Government makes uncertainty and fear the new normal for the US banking system.

Editor's Note: James Kostohryz was formerly the head of international investments for a major Brazilian investment bank.

This is part 2 of a 2-part article. Part 1 can be found here.

Make no mistake: It's clear from the SCAP report released on Friday that we're potentially facing a backdoor nationalization of the banking system. And with this, we'll have to deal with all the attendant inefficiencies. You want to see what happens when the government gets involved in running banks? Take a look at Fannie Mae (FNM) and Freddie Mac (FRE).

Or take a look at the public-sector banks in Europe and Latin America: Each is a manual for creating economic-growth destroyers and fiscal black holes that can severely distort entire economies, cripple overall economic competitiveness, and even bankrupt entire nations.

As I wrote in Bernanke to Banks: I've Got Your Back, Bernanke could have kept this from happening. The SCAP paper presages a future afflicted by the following uncertainties:

1. Massive uncertainty for financial markets and the economy as a whole regarding future dilution and increased government ownership of private banks.

2. The government has set a potential trap for itself and the entire banking system by formalizing an unprecedented and rigid capital adequacy standard centered primarily on TCE - as well as a CAP regime that, due to the rigidity of the TCE standard, may soon prove to be inadequately funded if the economy deteriorates beyond the current worst-case scenario.

3. Over the next few months and years, the financial markets and the US economy will be plagued by massive speculation about the accuracy of the "worst-case scenario" and about banks' real need for capital.

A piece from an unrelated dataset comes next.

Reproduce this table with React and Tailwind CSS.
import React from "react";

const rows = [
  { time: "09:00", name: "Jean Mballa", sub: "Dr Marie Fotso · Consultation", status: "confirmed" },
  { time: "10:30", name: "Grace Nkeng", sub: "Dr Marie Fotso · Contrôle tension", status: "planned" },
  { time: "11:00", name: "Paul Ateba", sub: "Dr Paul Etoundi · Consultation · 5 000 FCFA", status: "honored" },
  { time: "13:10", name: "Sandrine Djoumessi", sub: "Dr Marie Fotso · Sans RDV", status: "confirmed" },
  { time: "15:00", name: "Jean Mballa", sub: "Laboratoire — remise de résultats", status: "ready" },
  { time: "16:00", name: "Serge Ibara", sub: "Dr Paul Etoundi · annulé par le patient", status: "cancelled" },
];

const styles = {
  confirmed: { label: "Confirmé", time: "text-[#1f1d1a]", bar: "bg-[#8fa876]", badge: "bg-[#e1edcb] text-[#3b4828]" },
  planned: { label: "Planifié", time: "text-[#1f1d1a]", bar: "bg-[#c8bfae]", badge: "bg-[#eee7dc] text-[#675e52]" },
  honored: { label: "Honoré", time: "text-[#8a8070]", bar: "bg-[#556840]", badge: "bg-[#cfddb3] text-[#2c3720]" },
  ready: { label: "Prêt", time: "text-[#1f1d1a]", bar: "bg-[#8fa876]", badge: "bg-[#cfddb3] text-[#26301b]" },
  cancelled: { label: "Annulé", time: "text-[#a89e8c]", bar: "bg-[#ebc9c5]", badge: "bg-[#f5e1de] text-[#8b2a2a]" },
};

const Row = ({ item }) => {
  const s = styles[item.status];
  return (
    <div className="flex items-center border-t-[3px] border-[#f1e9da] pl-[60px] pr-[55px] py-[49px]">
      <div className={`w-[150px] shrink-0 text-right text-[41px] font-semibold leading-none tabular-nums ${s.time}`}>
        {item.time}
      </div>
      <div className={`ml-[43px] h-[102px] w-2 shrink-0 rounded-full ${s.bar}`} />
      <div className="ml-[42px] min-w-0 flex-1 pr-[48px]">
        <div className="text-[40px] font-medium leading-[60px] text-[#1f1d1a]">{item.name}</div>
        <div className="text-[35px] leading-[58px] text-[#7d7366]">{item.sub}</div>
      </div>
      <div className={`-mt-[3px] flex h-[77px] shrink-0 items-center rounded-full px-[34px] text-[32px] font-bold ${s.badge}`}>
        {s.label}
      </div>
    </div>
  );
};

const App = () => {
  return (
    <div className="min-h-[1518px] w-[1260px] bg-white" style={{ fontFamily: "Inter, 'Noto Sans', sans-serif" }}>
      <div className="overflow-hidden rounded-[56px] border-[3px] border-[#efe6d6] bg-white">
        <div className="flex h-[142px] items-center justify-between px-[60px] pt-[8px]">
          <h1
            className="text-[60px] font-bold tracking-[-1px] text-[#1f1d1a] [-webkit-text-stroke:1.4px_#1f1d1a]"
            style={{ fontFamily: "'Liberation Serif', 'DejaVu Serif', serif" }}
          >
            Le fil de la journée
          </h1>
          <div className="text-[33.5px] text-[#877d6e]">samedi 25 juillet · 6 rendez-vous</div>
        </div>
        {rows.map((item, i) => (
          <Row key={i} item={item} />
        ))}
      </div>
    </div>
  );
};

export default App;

Since the government may soon run out of the original TARP money, this will in turn lead to endless speculation about the willingness of Congress to continue to "invest" in the banks under the CAP regime.

4. Institutionalized moral hazard for bond holders and unsecured creditors. Creditors are getting a completely undeserved "free ride" under the current regime. This isn't consistent with sound economic principles, or with principles of fairness, which is sure to bring about economic and political problems in the future.

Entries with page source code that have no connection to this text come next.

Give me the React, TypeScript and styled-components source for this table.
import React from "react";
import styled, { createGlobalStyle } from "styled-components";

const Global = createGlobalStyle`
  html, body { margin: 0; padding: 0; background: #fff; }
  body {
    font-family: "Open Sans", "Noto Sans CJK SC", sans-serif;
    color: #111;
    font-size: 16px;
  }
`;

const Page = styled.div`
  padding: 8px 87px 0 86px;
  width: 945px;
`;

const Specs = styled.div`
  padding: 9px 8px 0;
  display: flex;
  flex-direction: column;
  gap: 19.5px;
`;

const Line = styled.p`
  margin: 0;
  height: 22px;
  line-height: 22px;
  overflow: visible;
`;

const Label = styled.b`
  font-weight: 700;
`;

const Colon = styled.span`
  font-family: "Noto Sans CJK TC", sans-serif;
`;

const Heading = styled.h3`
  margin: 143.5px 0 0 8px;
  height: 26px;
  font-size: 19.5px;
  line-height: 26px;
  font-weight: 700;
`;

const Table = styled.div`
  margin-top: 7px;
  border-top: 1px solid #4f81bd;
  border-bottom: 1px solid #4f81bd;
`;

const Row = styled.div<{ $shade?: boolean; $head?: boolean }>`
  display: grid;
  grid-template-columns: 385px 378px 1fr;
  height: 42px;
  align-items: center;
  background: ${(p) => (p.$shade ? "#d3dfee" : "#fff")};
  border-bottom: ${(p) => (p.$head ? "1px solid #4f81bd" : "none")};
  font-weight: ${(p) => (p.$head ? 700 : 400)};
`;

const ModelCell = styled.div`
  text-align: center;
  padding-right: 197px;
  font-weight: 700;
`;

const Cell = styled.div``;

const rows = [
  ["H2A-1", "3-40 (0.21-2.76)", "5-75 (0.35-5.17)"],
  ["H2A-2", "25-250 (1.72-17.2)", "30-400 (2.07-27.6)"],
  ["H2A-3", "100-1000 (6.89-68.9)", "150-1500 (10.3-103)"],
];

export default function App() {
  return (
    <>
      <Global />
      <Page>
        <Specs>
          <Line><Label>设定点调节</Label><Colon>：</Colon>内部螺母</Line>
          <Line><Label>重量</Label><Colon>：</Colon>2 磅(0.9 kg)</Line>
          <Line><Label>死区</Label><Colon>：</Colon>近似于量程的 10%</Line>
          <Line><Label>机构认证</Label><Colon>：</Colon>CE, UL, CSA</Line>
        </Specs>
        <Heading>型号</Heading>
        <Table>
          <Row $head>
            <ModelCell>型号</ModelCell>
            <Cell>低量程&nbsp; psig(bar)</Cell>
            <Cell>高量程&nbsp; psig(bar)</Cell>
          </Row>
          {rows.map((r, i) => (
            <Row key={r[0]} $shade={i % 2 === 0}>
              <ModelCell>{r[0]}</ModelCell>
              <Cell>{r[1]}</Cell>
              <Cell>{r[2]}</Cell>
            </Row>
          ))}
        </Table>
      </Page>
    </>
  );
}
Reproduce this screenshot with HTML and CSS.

5. Tremendous loss of competitiveness of the US banking system vis a vis systems not saddled with TCE requirements, "stress tests," compensation restrictions, or government ownership. For example, it's a virtual certainty that European banks won't impose a TCE standard like the US's. In fact, European banks have always been vastly less capitalized than US banks on this standard, having TCE ratios that are roughly half the US average, and this has never bothered European regulators. And the Japanese have been dealing with banks with negative TCE for decades, so they're even less unlikely to impose such tough TCE standards.

Similarly, European Japanese, Chinese and other banks could well take advantage of the disarray in the US banking system to "poach" key personnel (US banks will have compensation constraints), gain market share, and/or acquire US banking assets at fire-sale prices.

The tragedy is that these uncertainties could all have been avoided, or at least greatly mitigated.